I guess Dad called Mom while I was actually up in the air on my own, and she was sort of upset that he let me fly alone without informing her either. We all went to dinner later that night to celebrate, and she told me she probably would have been freaking out if she’d been at the airport with us.

I thought about it, and I realized Dad hadn’t seemed nervous for me at all. I have no idea if he was or not because he just handed over control to me with complete trust that I knew what I was doing.

That’s how my dad handles parenting, I think. He’s the parent that can take a step back and say “I know you can do this on your own.” He’s the parent who first gave the keys to a car and said “Now you drive.” He’s the parent who hugged without any tears and left me in a college dorm with certainty I’d be fine. He’s the parent who made me write an essay when I was 9 describing why I was responsible enough to stay up an extra 30 minutes and read – and then he let me do it, because I had already proved to him I was mature enough to handle it. He’s the parent who, whenever I got in trouble as a child, asked me what I thought my punishment should be. Dad always lets me do things for myself, but if I fall (or if I point the plane nose too far up and almost kill us both), he will step in.

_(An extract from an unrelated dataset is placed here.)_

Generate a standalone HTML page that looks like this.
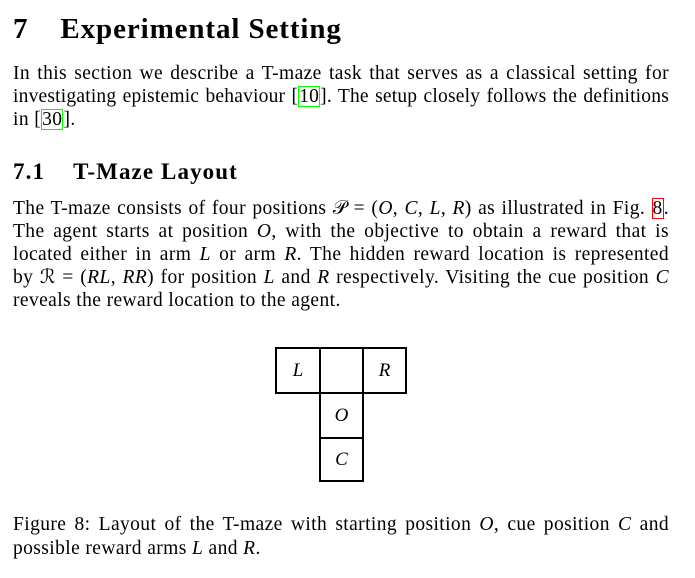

In the past few months, my dad has taken me into a world that used to be entirely his. He’s introduced me to his pilot friends, shown me all the parts of the planes he loves, helped me learn how to do what he does – and now he’s starting to gradually step back and letting me make that world mine, too. His silent support and confidence have made me feel less and less afraid of falling as time goes on.

And it’s so cheesy, but I’m going to say it anyway because I love him for it – my dad has both literally and figuratively helped me spread my wings.

Racey Burden is a Messenger reporter. She’s written about her father and her sister, so her mother and brother probably feel left out. Sorry, Candy and Ridge.